* [Stated problem]:
Check each line of the data for "styles" and select those that have it.
━━━━━ Listed records ━━━━━
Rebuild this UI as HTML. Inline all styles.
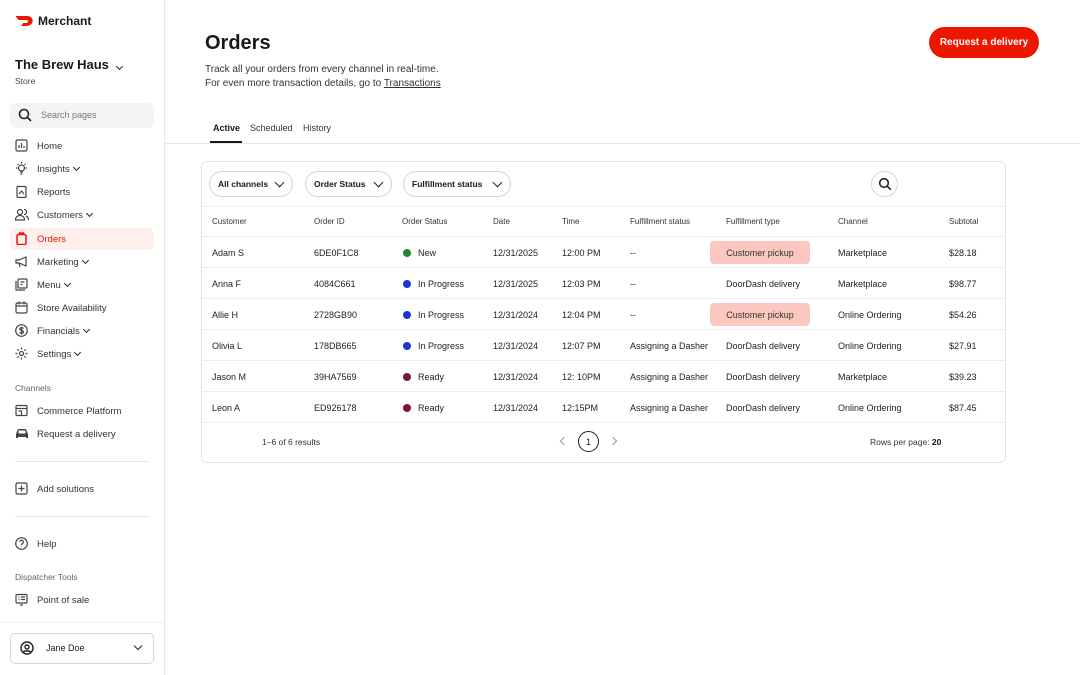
━━━━━
━━━━━ Listed records ━━━━━
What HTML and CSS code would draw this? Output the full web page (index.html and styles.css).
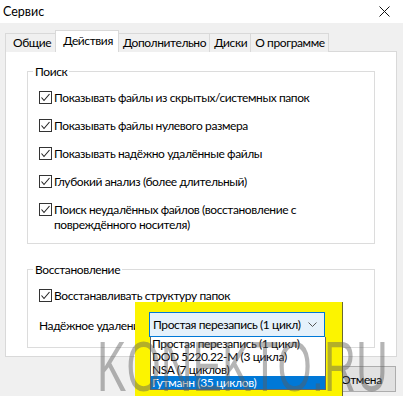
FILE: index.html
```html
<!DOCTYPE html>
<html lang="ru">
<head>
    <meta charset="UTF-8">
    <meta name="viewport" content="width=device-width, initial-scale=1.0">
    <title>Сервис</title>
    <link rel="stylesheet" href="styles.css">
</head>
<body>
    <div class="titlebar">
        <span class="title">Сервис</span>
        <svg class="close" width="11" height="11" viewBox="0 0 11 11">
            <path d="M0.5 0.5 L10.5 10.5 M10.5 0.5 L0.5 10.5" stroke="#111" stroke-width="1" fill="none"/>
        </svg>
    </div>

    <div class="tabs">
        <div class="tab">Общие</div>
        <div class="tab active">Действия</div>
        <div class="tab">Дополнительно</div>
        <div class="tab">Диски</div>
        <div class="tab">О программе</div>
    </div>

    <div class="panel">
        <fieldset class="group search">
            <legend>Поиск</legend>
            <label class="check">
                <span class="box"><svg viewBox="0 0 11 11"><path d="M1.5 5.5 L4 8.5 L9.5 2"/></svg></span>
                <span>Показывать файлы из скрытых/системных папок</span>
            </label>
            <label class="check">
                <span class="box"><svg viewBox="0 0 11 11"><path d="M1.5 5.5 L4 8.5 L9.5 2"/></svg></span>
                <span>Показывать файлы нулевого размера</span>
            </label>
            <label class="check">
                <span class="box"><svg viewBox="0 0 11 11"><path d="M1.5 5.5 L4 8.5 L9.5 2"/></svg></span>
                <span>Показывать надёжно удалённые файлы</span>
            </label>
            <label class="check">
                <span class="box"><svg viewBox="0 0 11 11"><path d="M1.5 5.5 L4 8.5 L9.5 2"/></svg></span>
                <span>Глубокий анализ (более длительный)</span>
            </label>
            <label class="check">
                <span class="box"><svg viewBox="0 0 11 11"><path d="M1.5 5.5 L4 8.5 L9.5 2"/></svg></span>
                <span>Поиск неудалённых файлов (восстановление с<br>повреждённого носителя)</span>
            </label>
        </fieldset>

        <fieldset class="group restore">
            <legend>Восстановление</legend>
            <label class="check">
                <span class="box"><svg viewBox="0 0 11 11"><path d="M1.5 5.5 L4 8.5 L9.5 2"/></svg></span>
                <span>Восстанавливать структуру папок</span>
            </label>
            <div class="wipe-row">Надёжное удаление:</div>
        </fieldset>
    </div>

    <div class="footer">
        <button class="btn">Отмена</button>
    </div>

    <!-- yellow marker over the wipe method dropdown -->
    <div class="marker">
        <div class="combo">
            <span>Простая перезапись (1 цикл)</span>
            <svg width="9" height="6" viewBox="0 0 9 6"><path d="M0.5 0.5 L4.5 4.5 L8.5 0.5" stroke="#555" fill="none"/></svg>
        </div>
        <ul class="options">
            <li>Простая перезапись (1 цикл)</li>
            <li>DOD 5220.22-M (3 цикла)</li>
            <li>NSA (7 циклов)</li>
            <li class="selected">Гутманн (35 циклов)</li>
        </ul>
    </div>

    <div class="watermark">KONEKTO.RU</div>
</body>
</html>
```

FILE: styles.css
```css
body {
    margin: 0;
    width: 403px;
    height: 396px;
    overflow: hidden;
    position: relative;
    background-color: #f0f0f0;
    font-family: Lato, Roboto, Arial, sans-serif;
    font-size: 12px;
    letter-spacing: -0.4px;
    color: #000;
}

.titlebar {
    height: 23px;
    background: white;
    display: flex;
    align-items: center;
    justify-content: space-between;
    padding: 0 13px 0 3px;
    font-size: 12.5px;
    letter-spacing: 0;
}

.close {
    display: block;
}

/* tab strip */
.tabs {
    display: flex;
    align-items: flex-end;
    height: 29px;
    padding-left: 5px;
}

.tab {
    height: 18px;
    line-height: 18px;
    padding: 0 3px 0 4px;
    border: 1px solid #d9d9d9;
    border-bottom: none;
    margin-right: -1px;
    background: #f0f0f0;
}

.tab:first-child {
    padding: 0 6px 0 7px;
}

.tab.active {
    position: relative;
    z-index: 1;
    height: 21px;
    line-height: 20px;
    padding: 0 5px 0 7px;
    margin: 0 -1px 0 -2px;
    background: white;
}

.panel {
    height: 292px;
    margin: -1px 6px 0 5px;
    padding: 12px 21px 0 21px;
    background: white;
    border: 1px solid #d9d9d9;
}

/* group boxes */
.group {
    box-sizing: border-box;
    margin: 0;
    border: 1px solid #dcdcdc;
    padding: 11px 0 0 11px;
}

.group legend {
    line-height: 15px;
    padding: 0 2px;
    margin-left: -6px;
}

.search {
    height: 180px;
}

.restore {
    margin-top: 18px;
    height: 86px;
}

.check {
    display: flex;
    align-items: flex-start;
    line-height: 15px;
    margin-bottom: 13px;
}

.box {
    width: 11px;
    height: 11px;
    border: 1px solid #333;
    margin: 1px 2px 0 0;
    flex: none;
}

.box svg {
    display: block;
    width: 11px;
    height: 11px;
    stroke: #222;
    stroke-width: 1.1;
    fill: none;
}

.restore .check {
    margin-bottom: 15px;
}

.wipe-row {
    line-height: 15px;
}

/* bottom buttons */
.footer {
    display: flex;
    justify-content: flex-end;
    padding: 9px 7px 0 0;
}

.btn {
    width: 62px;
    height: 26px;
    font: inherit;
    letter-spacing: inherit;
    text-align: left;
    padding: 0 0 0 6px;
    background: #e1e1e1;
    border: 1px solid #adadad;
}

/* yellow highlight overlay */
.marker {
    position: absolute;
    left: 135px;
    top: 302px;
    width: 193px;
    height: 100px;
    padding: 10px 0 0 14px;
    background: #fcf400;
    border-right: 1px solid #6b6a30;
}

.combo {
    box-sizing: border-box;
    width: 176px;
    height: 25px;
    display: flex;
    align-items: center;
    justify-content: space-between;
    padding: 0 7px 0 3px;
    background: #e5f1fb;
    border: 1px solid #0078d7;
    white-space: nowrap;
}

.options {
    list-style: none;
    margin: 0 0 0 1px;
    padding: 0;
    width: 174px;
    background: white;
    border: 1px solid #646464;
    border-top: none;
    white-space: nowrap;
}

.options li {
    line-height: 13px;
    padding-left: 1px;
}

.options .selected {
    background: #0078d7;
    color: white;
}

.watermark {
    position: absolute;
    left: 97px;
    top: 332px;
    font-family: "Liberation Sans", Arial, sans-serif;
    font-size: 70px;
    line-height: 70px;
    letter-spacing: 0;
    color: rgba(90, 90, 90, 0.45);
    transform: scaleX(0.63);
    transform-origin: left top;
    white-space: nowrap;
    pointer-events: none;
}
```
━━━━━
* [Result for this task]:
Rebuild this UI as HTML. Inline all styles.
What HTML and CSS code would draw this? Output the full web page (index.html and styles.css).
    <link rel="stylesheet" href="styles.css">
FILE: styles.css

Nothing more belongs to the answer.